- Short exercise -
The listing beneath should be written out in full, exactly as shown.

- Dataset items -
START
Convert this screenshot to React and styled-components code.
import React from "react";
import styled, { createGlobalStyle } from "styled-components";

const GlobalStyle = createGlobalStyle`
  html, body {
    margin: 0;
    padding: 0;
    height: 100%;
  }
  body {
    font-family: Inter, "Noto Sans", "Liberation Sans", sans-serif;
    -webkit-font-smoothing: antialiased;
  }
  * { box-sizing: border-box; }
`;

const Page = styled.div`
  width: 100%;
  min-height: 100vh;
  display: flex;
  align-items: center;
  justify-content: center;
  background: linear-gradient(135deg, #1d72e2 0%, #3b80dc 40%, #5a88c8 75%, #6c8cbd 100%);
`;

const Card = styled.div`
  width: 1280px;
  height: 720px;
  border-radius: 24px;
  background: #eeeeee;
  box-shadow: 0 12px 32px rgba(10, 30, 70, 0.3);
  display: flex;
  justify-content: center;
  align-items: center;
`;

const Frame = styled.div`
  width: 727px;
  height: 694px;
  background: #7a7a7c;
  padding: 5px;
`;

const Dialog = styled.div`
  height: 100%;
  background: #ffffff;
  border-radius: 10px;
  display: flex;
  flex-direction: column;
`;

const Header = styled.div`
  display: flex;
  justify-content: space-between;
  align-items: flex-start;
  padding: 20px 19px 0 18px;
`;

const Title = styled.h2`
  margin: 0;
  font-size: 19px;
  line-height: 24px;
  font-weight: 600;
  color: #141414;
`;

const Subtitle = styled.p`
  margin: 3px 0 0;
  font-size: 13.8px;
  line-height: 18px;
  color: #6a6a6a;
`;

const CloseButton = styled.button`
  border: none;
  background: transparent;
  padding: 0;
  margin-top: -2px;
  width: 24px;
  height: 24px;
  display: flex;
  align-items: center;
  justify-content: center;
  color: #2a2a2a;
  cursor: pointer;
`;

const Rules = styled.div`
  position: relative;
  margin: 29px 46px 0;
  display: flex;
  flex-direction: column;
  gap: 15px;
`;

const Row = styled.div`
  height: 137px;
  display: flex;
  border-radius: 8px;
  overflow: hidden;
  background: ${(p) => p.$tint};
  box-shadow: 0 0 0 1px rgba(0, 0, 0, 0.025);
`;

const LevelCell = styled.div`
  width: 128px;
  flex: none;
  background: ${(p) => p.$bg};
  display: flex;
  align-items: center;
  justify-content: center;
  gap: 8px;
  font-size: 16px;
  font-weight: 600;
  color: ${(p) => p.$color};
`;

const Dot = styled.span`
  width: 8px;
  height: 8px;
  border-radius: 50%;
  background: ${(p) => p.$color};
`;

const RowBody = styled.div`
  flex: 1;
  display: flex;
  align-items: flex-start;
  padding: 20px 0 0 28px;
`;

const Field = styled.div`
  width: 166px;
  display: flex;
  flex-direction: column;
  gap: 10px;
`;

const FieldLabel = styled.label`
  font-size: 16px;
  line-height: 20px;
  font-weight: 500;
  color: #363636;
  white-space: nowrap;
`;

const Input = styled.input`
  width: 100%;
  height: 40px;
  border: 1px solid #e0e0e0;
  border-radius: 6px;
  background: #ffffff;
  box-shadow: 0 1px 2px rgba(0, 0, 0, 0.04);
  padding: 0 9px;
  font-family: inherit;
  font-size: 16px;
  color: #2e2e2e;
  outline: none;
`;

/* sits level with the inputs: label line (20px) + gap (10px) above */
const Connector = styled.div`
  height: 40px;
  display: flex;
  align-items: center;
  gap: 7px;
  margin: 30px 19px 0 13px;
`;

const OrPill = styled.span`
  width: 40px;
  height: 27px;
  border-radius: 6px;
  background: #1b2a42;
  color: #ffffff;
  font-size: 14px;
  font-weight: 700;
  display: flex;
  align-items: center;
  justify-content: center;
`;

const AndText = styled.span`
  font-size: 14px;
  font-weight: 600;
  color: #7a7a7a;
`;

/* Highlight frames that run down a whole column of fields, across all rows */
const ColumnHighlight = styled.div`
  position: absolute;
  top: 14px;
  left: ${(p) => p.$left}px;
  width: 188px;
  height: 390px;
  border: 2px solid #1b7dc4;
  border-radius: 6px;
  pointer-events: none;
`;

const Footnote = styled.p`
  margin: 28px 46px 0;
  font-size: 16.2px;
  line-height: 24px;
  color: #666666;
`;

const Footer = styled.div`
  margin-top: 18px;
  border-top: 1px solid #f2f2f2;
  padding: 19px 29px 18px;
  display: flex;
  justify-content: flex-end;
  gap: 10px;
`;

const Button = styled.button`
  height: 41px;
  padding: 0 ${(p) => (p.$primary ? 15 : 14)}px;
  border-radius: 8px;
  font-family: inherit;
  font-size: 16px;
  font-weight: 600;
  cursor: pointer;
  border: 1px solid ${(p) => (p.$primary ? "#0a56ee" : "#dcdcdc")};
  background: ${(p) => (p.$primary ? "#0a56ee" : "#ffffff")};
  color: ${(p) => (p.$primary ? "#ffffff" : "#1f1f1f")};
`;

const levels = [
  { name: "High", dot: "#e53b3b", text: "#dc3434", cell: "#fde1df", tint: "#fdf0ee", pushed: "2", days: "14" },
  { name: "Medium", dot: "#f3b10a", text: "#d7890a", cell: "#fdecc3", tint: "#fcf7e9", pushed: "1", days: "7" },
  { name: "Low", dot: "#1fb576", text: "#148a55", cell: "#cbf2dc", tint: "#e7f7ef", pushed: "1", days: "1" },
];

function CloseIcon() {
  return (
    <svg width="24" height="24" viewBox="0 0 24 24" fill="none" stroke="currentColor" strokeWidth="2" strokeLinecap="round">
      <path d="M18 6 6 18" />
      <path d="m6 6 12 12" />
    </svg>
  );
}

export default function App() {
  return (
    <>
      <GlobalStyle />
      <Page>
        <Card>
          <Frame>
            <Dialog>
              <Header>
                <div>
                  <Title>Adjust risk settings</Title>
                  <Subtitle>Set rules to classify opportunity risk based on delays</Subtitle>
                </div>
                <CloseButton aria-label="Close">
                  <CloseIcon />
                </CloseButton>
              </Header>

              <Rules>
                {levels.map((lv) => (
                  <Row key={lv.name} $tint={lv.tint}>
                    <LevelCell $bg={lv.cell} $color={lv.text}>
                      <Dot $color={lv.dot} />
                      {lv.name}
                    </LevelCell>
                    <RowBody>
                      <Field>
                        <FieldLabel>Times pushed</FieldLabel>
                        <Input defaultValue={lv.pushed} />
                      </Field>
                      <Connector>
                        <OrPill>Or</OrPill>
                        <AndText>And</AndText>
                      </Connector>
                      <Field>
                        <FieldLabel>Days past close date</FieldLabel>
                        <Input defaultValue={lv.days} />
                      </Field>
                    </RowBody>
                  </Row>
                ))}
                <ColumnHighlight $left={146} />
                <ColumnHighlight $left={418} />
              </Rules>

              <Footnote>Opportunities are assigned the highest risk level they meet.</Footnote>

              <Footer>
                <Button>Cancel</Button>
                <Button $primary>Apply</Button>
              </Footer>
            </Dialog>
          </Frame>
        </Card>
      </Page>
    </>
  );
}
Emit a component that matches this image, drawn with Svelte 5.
END
- Response -
Convert this screenshot to React and styled-components code.
import React from "react";
import styled, { createGlobalStyle } from "styled-components";

const GlobalStyle = createGlobalStyle`
  html, body {
    margin: 0;
    padding: 0;
    height: 100%;
  }
  body {
    font-family: Inter, "Noto Sans", "Liberation Sans", sans-serif;
    -webkit-font-smoothing: antialiased;
  }
  * { box-sizing: border-box; }
`;

const Page = styled.div`
  width: 100%;
  min-height: 100vh;
  display: flex;
  align-items: center;
  justify-content: center;
  background: linear-gradient(135deg, #1d72e2 0%, #3b80dc 40%, #5a88c8 75%, #6c8cbd 100%);
`;

const Card = styled.div`
  width: 1280px;
  height: 720px;
  border-radius: 24px;
  background: #eeeeee;
  box-shadow: 0 12px 32px rgba(10, 30, 70, 0.3);
  display: flex;
  justify-content: center;
  align-items: center;
`;

const Frame = styled.div`
  width: 727px;
  height: 694px;
  background: #7a7a7c;
  padding: 5px;
`;

const Dialog = styled.div`
  height: 100%;
  background: #ffffff;
  border-radius: 10px;
  display: flex;
  flex-direction: column;
`;

const Header = styled.div`
  display: flex;
  justify-content: space-between;
  align-items: flex-start;
  padding: 20px 19px 0 18px;
`;

const Title = styled.h2`
  margin: 0;
  font-size: 19px;
  line-height: 24px;
  font-weight: 600;
  color: #141414;
`;

const Subtitle = styled.p`
  margin: 3px 0 0;
  font-size: 13.8px;
  line-height: 18px;
  color: #6a6a6a;
`;

const CloseButton = styled.button`
  border: none;
  background: transparent;
  padding: 0;
  margin-top: -2px;
  width: 24px;
  height: 24px;
  display: flex;
  align-items: center;
  justify-content: center;
  color: #2a2a2a;
  cursor: pointer;
`;

const Rules = styled.div`
  position: relative;
  margin: 29px 46px 0;
  display: flex;
  flex-direction: column;
  gap: 15px;
`;

const Row = styled.div`
  height: 137px;
  display: flex;
  border-radius: 8px;
  overflow: hidden;
  background: ${(p) => p.$tint};
  box-shadow: 0 0 0 1px rgba(0, 0, 0, 0.025);
`;

const LevelCell = styled.div`
  width: 128px;
  flex: none;
  background: ${(p) => p.$bg};
  display: flex;
  align-items: center;
  justify-content: center;
  gap: 8px;
  font-size: 16px;
  font-weight: 600;
  color: ${(p) => p.$color};
`;

const Dot = styled.span`
  width: 8px;
  height: 8px;
  border-radius: 50%;
  background: ${(p) => p.$color};
`;

const RowBody = styled.div`
  flex: 1;
  display: flex;
  align-items: flex-start;
  padding: 20px 0 0 28px;
`;

const Field = styled.div`
  width: 166px;
  display: flex;
  flex-direction: column;
  gap: 10px;
`;

const FieldLabel = styled.label`
  font-size: 16px;
  line-height: 20px;
  font-weight: 500;
  color: #363636;
  white-space: nowrap;
`;

const Input = styled.input`
  width: 100%;
  height: 40px;
  border: 1px solid #e0e0e0;
  border-radius: 6px;
  background: #ffffff;
  box-shadow: 0 1px 2px rgba(0, 0, 0, 0.04);
  padding: 0 9px;
  font-family: inherit;
  font-size: 16px;
  color: #2e2e2e;
  outline: none;
`;

/* sits level with the inputs: label line (20px) + gap (10px) above */
const Connector = styled.div`
  height: 40px;
  display: flex;
  align-items: center;
  gap: 7px;
  margin: 30px 19px 0 13px;
`;

const OrPill = styled.span`
  width: 40px;
  height: 27px;
  border-radius: 6px;
  background: #1b2a42;
  color: #ffffff;
  font-size: 14px;
  font-weight: 700;
  display: flex;
  align-items: center;
  justify-content: center;
`;

const AndText = styled.span`
  font-size: 14px;
  font-weight: 600;
  color: #7a7a7a;
`;

/* Highlight frames that run down a whole column of fields, across all rows */
const ColumnHighlight = styled.div`
  position: absolute;
  top: 14px;
  left: ${(p) => p.$left}px;
  width: 188px;
  height: 390px;
  border: 2px solid #1b7dc4;
  border-radius: 6px;
  pointer-events: none;
`;

const Footnote = styled.p`
  margin: 28px 46px 0;
  font-size: 16.2px;
  line-height: 24px;
  color: #666666;
`;

const Footer = styled.div`
  margin-top: 18px;
  border-top: 1px solid #f2f2f2;
  padding: 19px 29px 18px;
  display: flex;
  justify-content: flex-end;
  gap: 10px;
`;

const Button = styled.button`
  height: 41px;
  padding: 0 ${(p) => (p.$primary ? 15 : 14)}px;
  border-radius: 8px;
  font-family: inherit;
  font-size: 16px;
  font-weight: 600;
  cursor: pointer;
  border: 1px solid ${(p) => (p.$primary ? "#0a56ee" : "#dcdcdc")};
  background: ${(p) => (p.$primary ? "#0a56ee" : "#ffffff")};
  color: ${(p) => (p.$primary ? "#ffffff" : "#1f1f1f")};
`;

const levels = [
  { name: "High", dot: "#e53b3b", text: "#dc3434", cell: "#fde1df", tint: "#fdf0ee", pushed: "2", days: "14" },
  { name: "Medium", dot: "#f3b10a", text: "#d7890a", cell: "#fdecc3", tint: "#fcf7e9", pushed: "1", days: "7" },
  { name: "Low", dot: "#1fb576", text: "#148a55", cell: "#cbf2dc", tint: "#e7f7ef", pushed: "1", days: "1" },
];

function CloseIcon() {
  return (
    <svg width="24" height="24" viewBox="0 0 24 24" fill="none" stroke="currentColor" strokeWidth="2" strokeLinecap="round">
      <path d="M18 6 6 18" />
      <path d="m6 6 12 12" />
    </svg>
  );
}

export default function App() {
  return (
    <>
      <GlobalStyle />
      <Page>
        <Card>
          <Frame>
            <Dialog>
              <Header>
                <div>
                  <Title>Adjust risk settings</Title>
                  <Subtitle>Set rules to classify opportunity risk based on delays</Subtitle>
                </div>
                <CloseButton aria-label="Close">
                  <CloseIcon />
                </CloseButton>
              </Header>

              <Rules>
                {levels.map((lv) => (
                  <Row key={lv.name} $tint={lv.tint}>
                    <LevelCell $bg={lv.cell} $color={lv.text}>
                      <Dot $color={lv.dot} />
                      {lv.name}
                    </LevelCell>
                    <RowBody>
                      <Field>
                        <FieldLabel>Times pushed</FieldLabel>
                        <Input defaultValue={lv.pushed} />
                      </Field>
                      <Connector>
                        <OrPill>Or</OrPill>
                        <AndText>And</AndText>
                      </Connector>
                      <Field>
                        <FieldLabel>Days past close date</FieldLabel>
                        <Input defaultValue={lv.days} />
                      </Field>
                    </RowBody>
                  </Row>
                ))}
                <ColumnHighlight $left={146} />
                <ColumnHighlight $left={418} />
              </Rules>

              <Footnote>Opportunities are assigned the highest risk level they meet.</Footnote>

              <Footer>
                <Button>Cancel</Button>
                <Button $primary>Apply</Button>
              </Footer>
            </Dialog>
          </Frame>
        </Card>
      </Page>
    </>
  );
}
Emit a component that matches this image, drawn with Svelte 5.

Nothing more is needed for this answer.